Professor Tina Bruce at the University of Roehampton says, 'It is to do with practitioners really understanding why play is important. It is not just about making children feel comfortable in a new environment. Play is actually central to their learning at that age.

'Part of the problem is that teachers are simply not being trained to understand play. Very often, with the best will in the world, even if they want to have play as part of the curriculum, they don't know how to do it.

We need to reform primary teacher training.

'Until teachers are trained so they have a real understanding of play, we are not going to see practice in Key Stage 1 change in anything more than a cosmetic way. Children are just not being given what they need in KS1.'

Teacher training

Professor Bruce adds, 'Teachers often lack confidence about the way they are allowed to teach. This goes back to their training. Teachers are coming out of college now who are trained in specific areas like the literacy hour and the numeracy hour, but most of them are not aware that these are not legal requirements.

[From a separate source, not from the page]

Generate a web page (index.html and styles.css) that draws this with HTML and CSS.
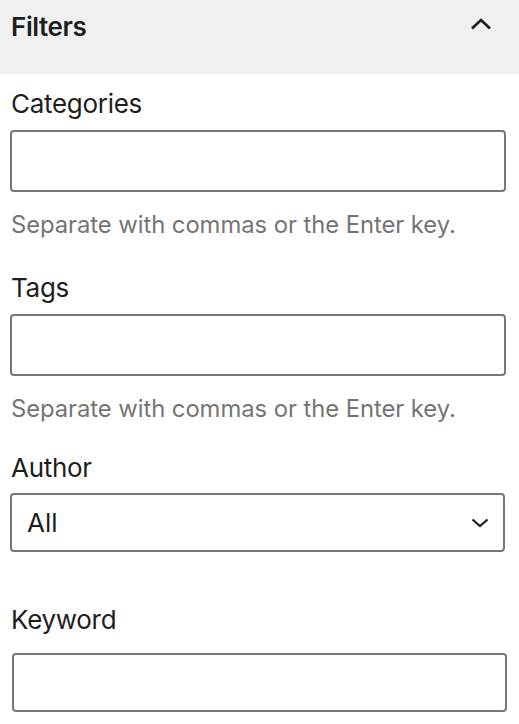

'It is depressing but, on the positive side, Lesley Staggs and her team are moving things on in some quite wonderful ways. They are emphasising the importance of observation, and how this is used to inform the kind of flexible planning which addresses the needs of children as individuals.'

Although the DfESreport contains some 'stark messages', according to Lesley Staggs, she says it also pinpoints 'some really effective practice, and that is what we have got to capture.' She and her colleagues are working on various fronts to share best practice about the Foundation Stage through termly meetings with the teacher training bodies and within the Primary Strategy team.

At the same time, funding has been secured from the Standards Fund for every school in the country to release reception and Year One teachers to work together to achieve a smoother transition.The Celebrating Young Children exhibition is to go on tour around the country (see left).